We as African-Americans, especially as being part of the youth that will aid in the continued growth of our community, need to create a plan and be extremely intentional and strategic with each step we take. People are beginning to question whether or not we need a Black History Month — if we allow Black History Month to be taken from us that will begin the erasure of our culture and our people, they aren’t adding anymore Black History to textbooks than is already in there, we won’t have the ability to honor ourselves without having outside parties taking the initiative to give thanks to Black people. And it will further erase pieces of Black knowledge that have already been hidden from us.
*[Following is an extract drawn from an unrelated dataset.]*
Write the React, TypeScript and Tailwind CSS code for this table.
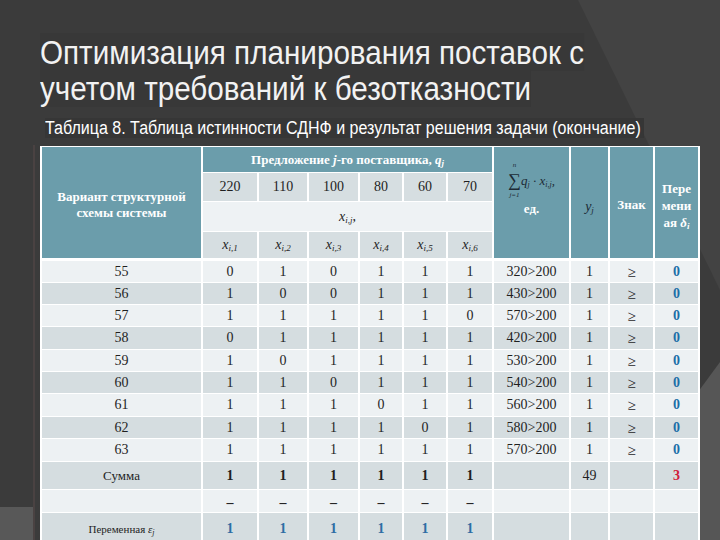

Black History Month serves as a reminder of the struggle of a people who persevered surviving enslavement both mentally and physically to emerge victoriously. However, we never want to forget what it took and the people whose shoulders we stood upon to get where we are today, and most of all we should continue to educate and prepare the next generations to come to take on this legacy. It’s important that we never forget the slavery and those who gave their lives so that we might be free and live free.
The Black community has an unimaginable amount of power and an electrifying energy. If we put our efforts towards a planned agenda as a community, we could go so far. Black Lives Matter regardless of how long it has been in action, could and should be so much more, but as a community we need to sit down and pull all of the great minds who are aware of what is going on and have knowledge and ideas of an agenda to move forward.
I hope that this year, Black History is one of amazement and intentional necessity, I expect nothing less than greatness. And I hope that each of you take time to step out of just learning and promoting Black History and instead celebrate Black History and Black Culture all year around! Happy Black History Month.